Media analyst Adnan Rehmat told the BBC that “there was no emphasis on investigating independently or thoroughly enough” the status of the madrassa.
In Pakistan, reporting on alleged links between the intelligence services and militant groups is often seen as a “red line”. Journalists fear for their physical safety, whilst editors know their newspapers or TV channels could face severe pressure if they publish anything that could be construed as “anti-state”.
Who did it better: Khan or Modi?
Rajini Vaidyanathan: With a general election due in a few months, PM Narendra Modi continued with his campaign schedule, mentioning the crisis in some of his stump speeches. But he never directly addressed the ongoing tensions through an address to the nation or a press conference.
This was not a surprise. Mr Modi rarely holds news conference or gives interviews to the media. When news of the suicide attack broke, Mr Modi was criticised for continuing with a photo shoot.

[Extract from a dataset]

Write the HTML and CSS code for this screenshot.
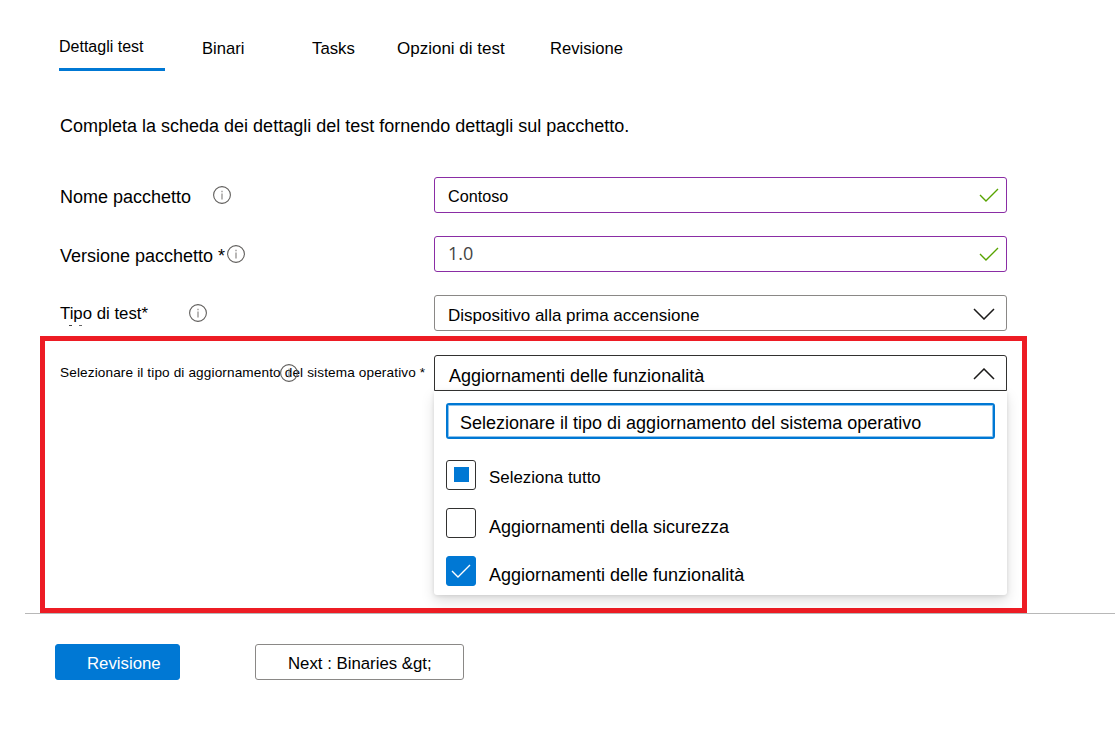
FILE: index.html
```html
<!DOCTYPE html>
<html lang="it">
<head>
<meta charset="utf-8">
<title>Dettagli test</title>
<link rel="stylesheet" href="styles.css">
</head>
<body>
<svg class="defs" width="0" height="0">
  <symbol id="info" viewBox="0 0 18 18">
    <circle cx="9" cy="9" r="8.4" fill="none" stroke="#605e5c" stroke-width="1.1"/>
    <path d="M9 7.6v5.8M9 4.7v1.6" fill="none" stroke="#8a8886" stroke-width="1.2"/>
  </symbol>
  <symbol id="check" viewBox="0 0 20 14">
    <path d="M1 7l6 6L19 1" fill="none" stroke="currentColor" stroke-width="1.4"/>
  </symbol>
  <symbol id="chevron" viewBox="0 0 22 12">
    <path d="M1 1l10 10L21 1" fill="none" stroke="#1b1a19" stroke-width="1.5"/>
  </symbol>
</svg>

<nav class="tabs">
  <a class="tab tab-details">Dettagli test</a>
  <a class="tab tab-binaries">Binari</a>
  <a class="tab tab-tasks">Tasks</a>
  <a class="tab tab-options">Opzioni di test</a>
  <a class="tab tab-review">Revisione</a>
</nav>

<p class="intro">Completa la scheda dei dettagli del test fornendo dettagli sul pacchetto.</p>

<main class="form">
  <div class="row">
    <div class="label"><span class="label-text">Nome pacchetto</span><svg class="info info-name"><use href="#info"/></svg></div>
    <div class="field valid"><span class="value value-name">Contoso</span><svg class="check"><use href="#check"/></svg></div>
  </div>
  <div class="row">
    <div class="label"><span class="label-text">Versione pacchetto *</span><svg class="info info-version"><use href="#info"/></svg></div>
    <div class="field valid"><span class="value value-version">1.0</span><svg class="check"><use href="#check"/></svg></div>
  </div>
  <div class="row">
    <div class="label"><span class="label-text label-type">Tipo di test*</span><svg class="info info-type"><use href="#info"/></svg><i class="trace"></i></div>
    <div class="field"><span class="value value-type">Dispositivo alla prima accensione</span><svg class="chevron"><use href="#chevron"/></svg></div>
  </div>
</main>

<section class="highlight">
  <div class="row">
    <div class="label"><span class="label-text label-os">Selezionare il tipo di aggiornamento del sistema operativo *</span><svg class="info info-os"><use href="#info"/></svg></div>
    <div class="field open"><span class="value value-os">Aggiornamenti delle funzionalità</span><svg class="chevron up"><use href="#chevron"/></svg></div>
  </div>
  <div class="menu">
    <div class="search"><span class="search-text">Selezionare il tipo di aggiornamento del sistema operativo</span></div>
    <div class="option"><span class="box partial"></span><span class="option-text option-all">Seleziona tutto</span></div>
    <div class="option"><span class="box"></span><span class="option-text">Aggiornamenti della sicurezza</span></div>
    <div class="option"><span class="box checked"><svg class="tick"><use href="#check"/></svg></span><span class="option-text">Aggiornamenti delle funzionalità</span></div>
  </div>
</section>

<footer class="footer">
  <button class="button primary">Revisione</button>
  <button class="button">Next : Binaries &amp;gt;</button>
</footer>
</body>
</html>
```
FILE: styles.css
```css
* { box-sizing: border-box; }

body {
  margin: 0;
  height: 733px;
  overflow: hidden;
  background: #fff;
  color: #000;
  font-family: "Liberation Sans", Arial, sans-serif;
  font-size: 18px;
  white-space: nowrap;
}

.defs { display: block; height: 0; }
svg { flex: none; }

.tabs {
  display: flex;
  height: 71px;
  padding: 30px 0 0 59px;
  font-size: 16.6px;
  line-height: 38px;
}
.tab { flex: none; }
.tab-details {
  width: 106px;
  height: 41px;
  border-bottom: 3px solid #0078d4;
  font-size: 16px;
  line-height: 33px;
}
.tab-binaries { width: 110px; margin-left: 37px; }
.tab-tasks { width: 85px; font-size: 16.8px; }
.tab-options { width: 153px; font-size: 17px; }

.intro {
  margin: 0;
  padding: 37px 0 0 60px;
  height: 106px;
  line-height: 36px;
}

.form {
  display: flex;
  flex-direction: column;
  gap: 23px;
  padding-left: 60px;
}

.row { display: flex; height: 36px; }

.label {
  position: relative;
  display: flex;
  flex: none;
  width: 374px;
  line-height: 36px;
}
.label-text { margin-top: 2px; }
.label-type { margin-top: 1px; font-size: 16.8px; }
.label-os { margin-top: 0; font-size: 13.6px; letter-spacing: 0.13px; }

.info { width: 18px; height: 18px; margin-top: 9.4px; }
.info-name { margin-left: 22px; }
.info-version { margin-left: 1.5px; }
.info-type { margin-left: 41px; }
.info-os { position: absolute; left: 220px; top: 0; }

/* clipped remainder of the label's second line */
.trace {
  position: absolute;
  left: 9px;
  top: 30px;
  width: 3px;
  height: 1px;
  background: #444;
  box-shadow: 10px 0 #666;
}

.field {
  display: flex;
  flex: none;
  justify-content: space-between;
  width: 573px;
  height: 36px;
  padding: 0 8px 0 12px;
  border: 1px solid #8a8886;
  border-radius: 3px;
  line-height: 34px;
}
.field.valid { border-color: #8a2da5; }
.field.open { border-color: #323130; border-radius: 3px 3px 0 0; }
.value { margin-top: 2px; }
.value-name { margin: 1px 0 0 1px; font-size: 16.2px; }
.value-version {
  margin: -1px 0 0 1px;
  color: #444;
  font-family: "Open Sans", sans-serif;
  font-size: 18px;
}
.value-type { margin: 3px 0 0 1px; font-size: 17px; }
.value-os { margin: 3px 0 0 2px; }

.check { width: 20px; height: 14px; margin-top: 10px; margin-right: -1px; color: #57a300; }
.chevron { width: 22px; height: 12px; margin: 12px 3px 0 0; }
.chevron.up { transform: rotate(180deg); }

.highlight {
  width: 987px;
  height: 277px;
  margin: 5px 0 0 40px;
  padding: 14px 0 0 15px;
  border: 5px solid #ed1c24;
}

.menu {
  width: 573px;
  height: 204px;
  margin-left: 374px;
  padding: 12px;
  border-radius: 0 0 3px 3px;
  background: #fff;
  box-shadow: 0 6px 14px rgba(0, 0, 0, 0.13), 0 1px 4px rgba(0, 0, 0, 0.11);
}
.search {
  display: flex;
  height: 36px;
  margin-bottom: 21px;
  padding-left: 12px;
  border: 2px solid #0078d4;
  border-radius: 3px;
  box-shadow: inset 0 0 0 1px #8cc2ec;
  line-height: 32px;
}
.search-text { margin-top: 2px; }

.option { display: flex; height: 30px; margin-bottom: 18px; line-height: 30px; }
.box {
  display: flex;
  flex: none;
  align-items: center;
  justify-content: center;
  width: 30px;
  height: 30px;
  margin-right: 13px;
  border: 1px solid #323130;
  border-radius: 3px;
}
.partial::before { content: ""; width: 15px; height: 15px; margin-bottom: 1px; background: #0078d4; }
.checked { border-color: #0078d4; background: #0078d4; color: #fff; }
.tick { width: 20px; height: 14px; }
.option-text { margin-top: 4px; }
.option-all { margin-top: 3px; font-size: 16.9px; }

.footer {
  display: flex;
  gap: 75px;
  margin-left: 25px;
  padding: 30px 0 0 30px;
  border-top: 1px solid #b8b8b8;
}
.button {
  width: 209px;
  height: 36px;
  padding: 3px 0 0 32px;
  border: 1px solid #8a8886;
  border-radius: 3px;
  background: #fff;
  color: #000;
  font: 16.8px "Liberation Sans", Arial, sans-serif;
  text-align: left;
}
.button.primary { width: 125px; padding-left: 31px; border-color: #0078d4; background: #0078d4; color: #fff; }
```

The leader of the main opposition Congress party, Rahul Gandhi, dubbed him a “Prime Time Minister” claiming the PM had carried on filming for three hours. PM Modi has also been accused of managing his military response as a way to court votes.
At a campaign rally in his home state of Gujarat he seemed unflustered by his critics, quipping “they’re busy with strikes on Modi, and Modi is launching strikes on terror.”
Secunder Kermani: Imran Khan won praise even from many of his critics in Pakistan, for his measured approach to the conflict. In two appearances on state TV, and one in parliament, he appeared firm, but also called for dialogue with India.
His stance helped set the comparatively more measured tone for Pakistani media coverage.
Officials in Islamabad, buoyed by Mr Khan’s decision to release the captured Indian pilot, have portrayed themselves as the more responsible side, which made overtures for peace.
On Twitter, a hashtag calling for Mr Khan to be awarded a Nobel Peace Prize was trending for a while. But his lack of specific references to JeM, mean internationally there is likely to be scepticism, at least initially, about his claims that Pakistan will no longer tolerate militant groups targeting India.